Jonathan Fryer

Writer, Lecturer, Broadcaster and Liberal Democrat Politician

Posts Tagged ‘V S Naipaul’

The Wife ****

Posted by jonathanfryer on Saturday, 6th October, 2018

The WifeIt has often been said that behind every great man there is a great woman — or maybe in this postmodern world one should say “great Other”. This is as true of artists as it is of politicians, though the license to abuse such a relationship often given to painters and writers goes way beyond what most political figures would dare to try to get away with. Think Picasso and Augustus John, or in the literary field V. S. Naipaul or Evelyn Waugh. So the initial premise of Bjorn Runge’s movie The Wife, in which a Jewish American Nobel Prize for Literature laureate sets off to Stockholm with his wife and son to collect his medal and cheque while manifesting a certain degree of nerves seems fairly straightforward until it gradually becomes clear — with the help of flashbacks to the beginning of his career — that things aren’t that straightforward at all. His wife — a tour de force by actress Glen Close — increasingly demonstrates that she is much more than just his loyal spouse and nursemaid and that burning within her is a deep resentment at what has been a concealed truth ever since he left his first wife for her. As one begins to understand the greater depth of her character one simultaneously becomes uncomfortably, even nauseatingly, aware of the writer’s shallowness.
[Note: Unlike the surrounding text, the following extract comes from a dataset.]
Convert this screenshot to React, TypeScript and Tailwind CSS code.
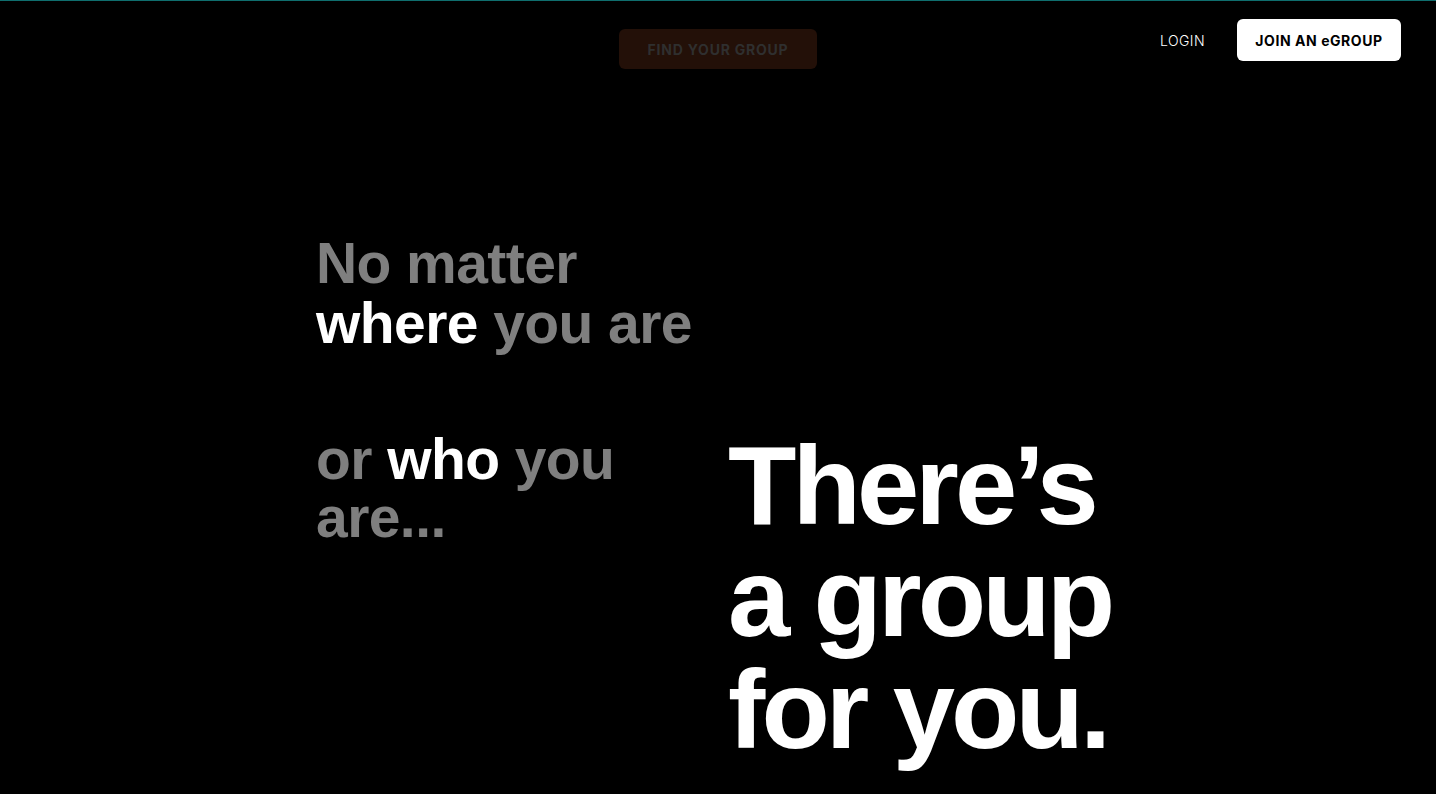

In its own way, Jonathan Pryce’s performance as the insecure, selfish and manipulative novelist is also remarkable as one’s reaction to the character migrates from sympathy to disgust. Max Irons, as the son crying out for his father’s approval, is in contrast a little two-dimensional and Christian Slater as the slimy young biographer determined to make a killing by writing an exposé about the writer’s true limitations is something of a caricature. However, it is probably right that the minor characters are denied a real opportunity to be in the limelight as it is the wife, and therefore Glen Close, who emerges towards the end as a butterfly, escaping from the cocoon into which her marriage and sense of duty had encased her. Not a perfect film, then, but one that makes one think.